REQUIREMENT: Working from the top of the listing below, retype each line through the line containing "import React from", both included, with no pictures.

SOURCE EXCERPT:
########################################

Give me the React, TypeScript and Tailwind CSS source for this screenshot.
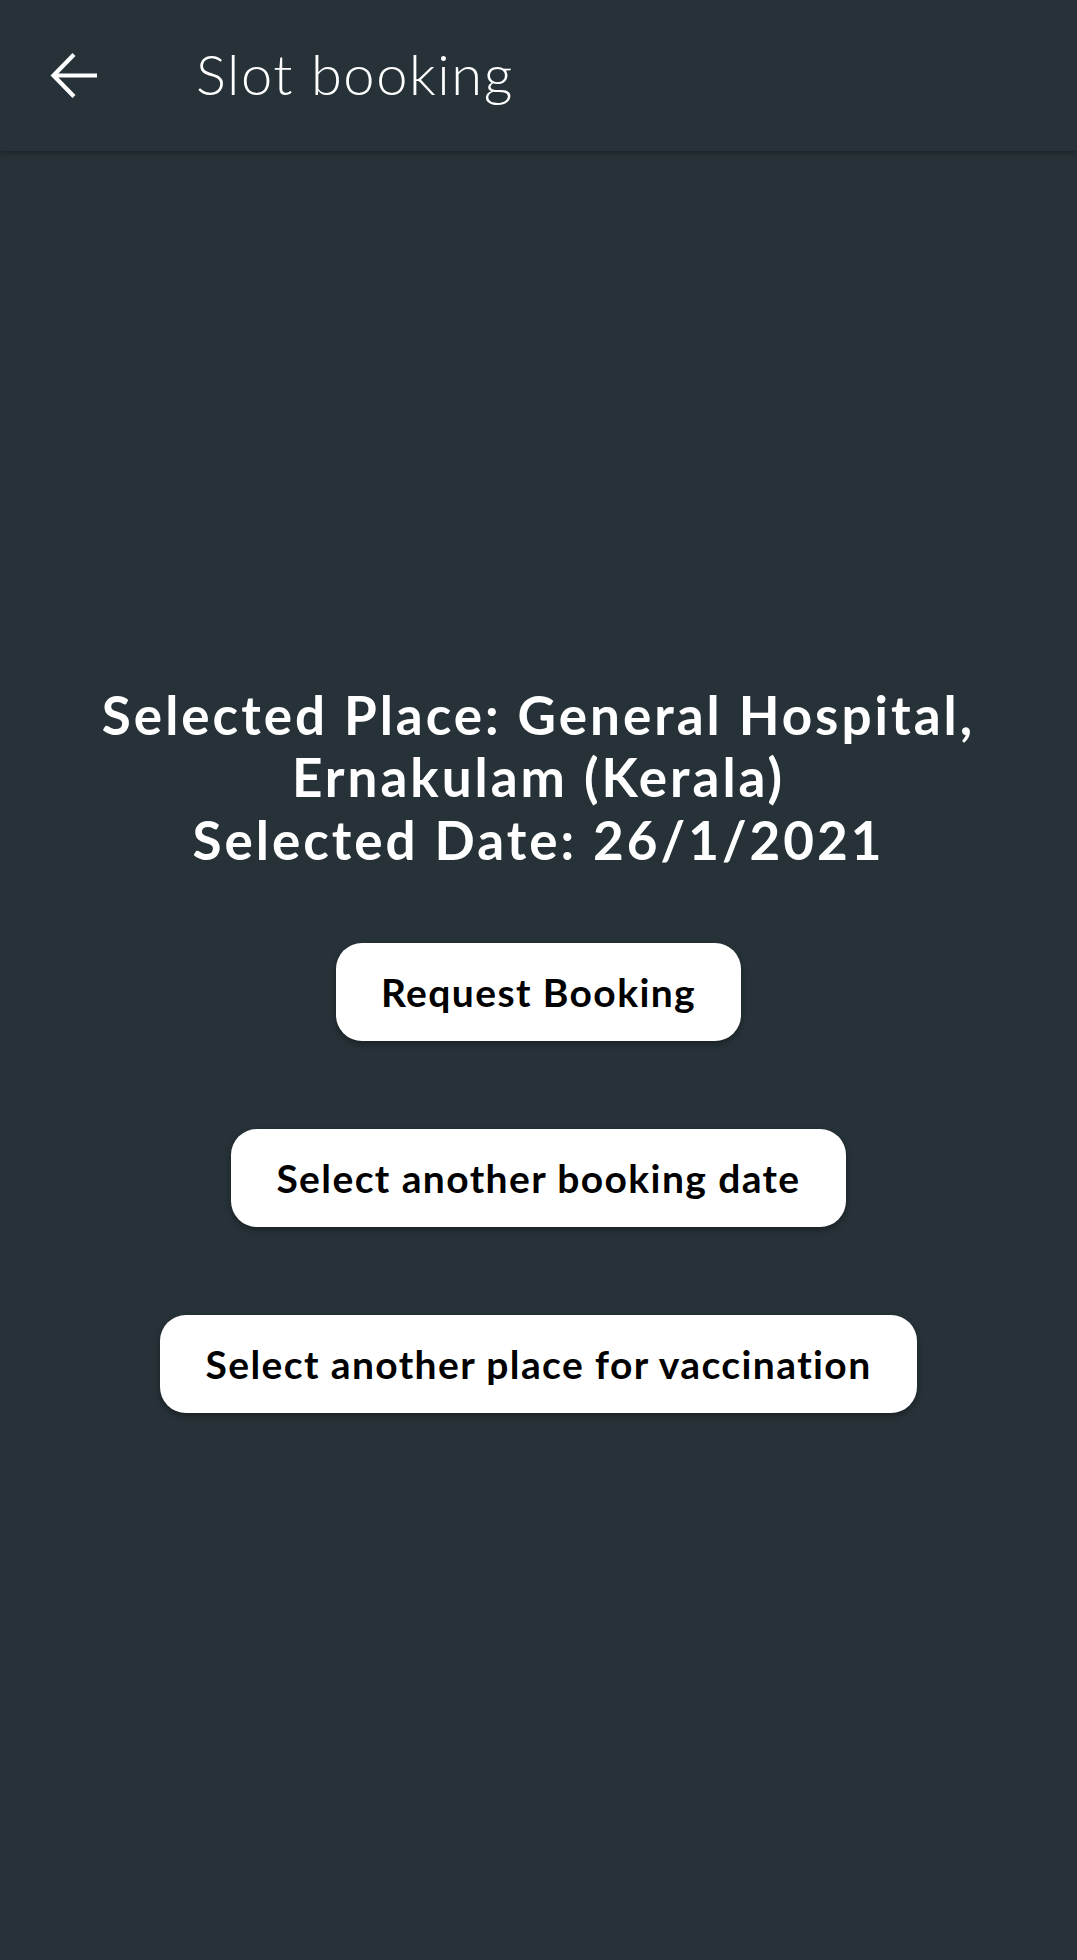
import React from "react";

export default function App() {
  const btn =
    "bg-white text-black rounded-[26px] h-[98px] px-[45px] flex items-center justify-center text-[39px] font-bold tracking-[1.4px] shadow-[0_3px_6px_rgba(0,0,0,0.35)]";
  return (
    <div
      className="w-[1077px] h-[1960px] bg-[#263238] flex flex-col overflow-hidden"
      style={{ fontFamily: "Lato, 'Noto Sans', sans-serif" }}
    >
      <header className="h-[151px] shrink-0 bg-[#263238] flex items-center shadow-[0_2px_5px_rgba(0,0,0,0.3)] relative z-10">
        <div className="w-[196px] flex items-center pl-[50px]">
          <svg width="50" height="50" viewBox="0 0 50 50" fill="none">
            <path
              d="M47 24.5H4M24 3.5L3.5 24.5L24 45.5"
              stroke="white"
              strokeWidth="4.2"
              strokeLinecap="butt"
              strokeLinejoin="miter"
            />
          </svg>
        </div>
        <h1 className="text-white font-light text-[56px] leading-none tracking-[1.6px] -mt-[4px]">Slot booking</h1>
      </header>
      <main className="flex-1 flex flex-col items-center justify-center pb-[14px]">
        <div className="text-white font-bold text-center text-[53px] leading-[62.5px] tracking-[3px] w-[1000px]">
          <p>Selected Place: General Hospital,</p>
          <p>Ernakulam (Kerala)</p>
          <p>Selected Date: 26/1/2021</p>
        </div>
        <div className="flex flex-col items-center gap-[88px] mt-[72px]">
          <button className={btn}>Request Booking</button>
          <button className={btn}>Select another booking date</button>
          <button className={btn}>Select another place for vaccination</button>
        </div>
      </main>
    </div>
  );
}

########################################

THE RESULT:
Give me the React, TypeScript and Tailwind CSS source for this screenshot.
import React from "react";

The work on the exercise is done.